**What is asked**
Output the full listing below exactly as it reads, and skip anything that is a picture.

**Dataset entries**
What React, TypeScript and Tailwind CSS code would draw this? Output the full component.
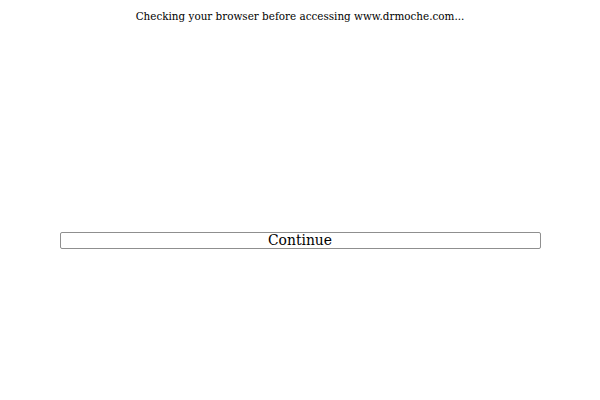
export default function App() {
  return (
    <div className="w-[600px] h-[400px] bg-white flex flex-col items-center font-['DejaVu_Serif',serif]">
      <p className="mt-[10px] text-[10.4px] leading-[13px] text-black">Checking your browser before accessing www.drmoche.com...</p>
      <button className="mt-[209px] w-[481px] h-[17px] border border-[#8f8f8f] rounded-[2px] bg-white text-[13.9px] leading-[15px] text-black flex items-center justify-center font-['DejaVu_Serif',serif]">
        Continue
      </button>
    </div>
  );
}
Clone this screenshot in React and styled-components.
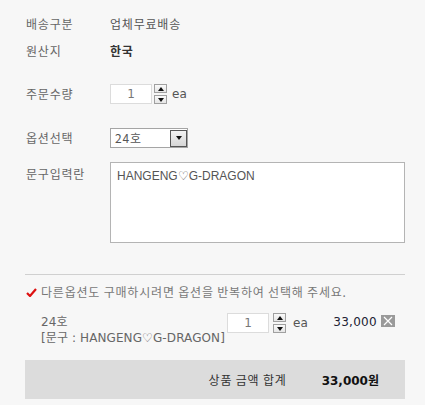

**Full solution**
What React, TypeScript and Tailwind CSS code would draw this? Output the full component.
export default function App() {
  return (
    <div className="w-[600px] h-[400px] bg-white flex flex-col items-center font-['DejaVu_Serif',serif]">
      <p className="mt-[10px] text-[10.4px] leading-[13px] text-black">Checking your browser before accessing www.drmoche.com...</p>
      <button className="mt-[209px] w-[481px] h-[17px] border border-[#8f8f8f] rounded-[2px] bg-white text-[13.9px] leading-[15px] text-black flex items-center justify-center font-['DejaVu_Serif',serif]">
        Continue
      </button>
    </div>
  );
}
Clone this screenshot in React and styled-components.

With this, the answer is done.